Monday, November 3, 2008

How hard is it to start a startup? (for a hacker)

If you'll read thru blogs online you'll get mostly one answer:
very.

I read many of Paul Graham's essays about startups, and he's got some really great insights.
He has this strong opinion that starting a web startup these days is cheap than ever, and you don't need to raise that much. He actually took it to the extreme with his Y combinator giving young entrepreneurs 5000$ each +5000$ for each member of the funding team. It sums up for no more than 20,000$ for a new startup!

So if it takes only 20k$, it's not such a big deal... You can take a loan from the bank or family, and start your company, avoiding the fuss of getting funded. Not that hard, huh?
Well that's probably not a good idea in my opinion, because you have no mentoring.
Y guys claiming the money they give for startup is nothing compared to the support and consulting. I wonder if the young entrepreneurs agree with them...

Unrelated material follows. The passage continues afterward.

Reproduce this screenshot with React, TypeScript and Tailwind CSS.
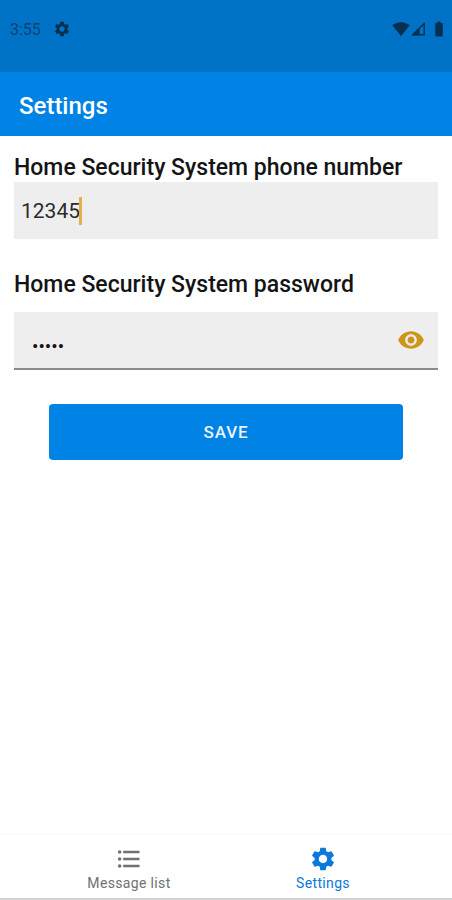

So how hard is it to start a startup after you are backed with a venture like Y combinator?
What alternatives young entrepreneurs have these days?

Let me refine:
Hackers&geeks are probably coming with cool ideas for the web startups all the time. They are still young, and very technology oriented, but their experience and thinking is not business or marketing. How do they gain this experience? They can't do it over days. It takes years.
This is a big problem I'm sure many young entrepreneurs (including me...) are facing.
The options I see are:

1. Expanding the funding team with experienced marketing entrepreneur (the best in my opinion)
2. Finding an early stage investor that can consult (i.e Y combinator) - Sounds great but seems to be more for U.S students.
3. Stay with tech-oriented and hope that you are natural born business man. Probably the most common, but too scary for me.

All options are very difficult!
1. How can the hackers find these kind of business/marketing people?
2. Probably the change to get funded are about 1%
3. The chance that the hackers are so gifted is about 1%

Maybe that's the reason ~1% (my estimation) good ideas makes it into companies in the end.
Now it's your turn... What of the above 3 options is best? How to find good business co-founders?
How to get an early stage funding and mentoring?
Looking forward for your input :)

3 comments:

Unknown said...

From my own experience, getting the seed fund is the hardest part.
Later on, you still have to prove that you worth it.
After all, in most cases, you don't start making money from the beginning, which means you are going to have another round of investments. The second round is sometimes even harder as you need to show what you have done.
If you need any suggestions regarding opening a startup, contact me in private

Kai Hendry said...

In London there are fairly good events such as Minibar & OpenCoffee to put you in touch with other entrepreneurs & investors.

I heard Israel was the best in the planet for this sort of funding. :-)

But do you really need the money? I suggest doing contracting work where you basically fix an Apache server one day and code the rest of the week.

Ideally need to meet like minded people and live frugally. I think a good business can grow slowly.

sternr said...

I don't agree.

1. Do most startups need the money to... start-up?
No
2. Do most startups fall because of lack in fundings?
Maybe its one of the components, but hardly the most significant.

3. So what IS the reason?
Commercial, Business & Marketing advisors\partners - even been the great engineer that you are (or at least have the potential to be), its simply not enough.

Of course money is an important stage of becoming a real entity but in a different stage and on a different level.

And besides, you compare between the Y-Combinator and early stage investor as if this 2 options are available for every new start-up whereas this is really not the case:
The reason Y-Combinator was made, is because the owner knows how hard (one might say even close to impossible) to get a real investor in the project.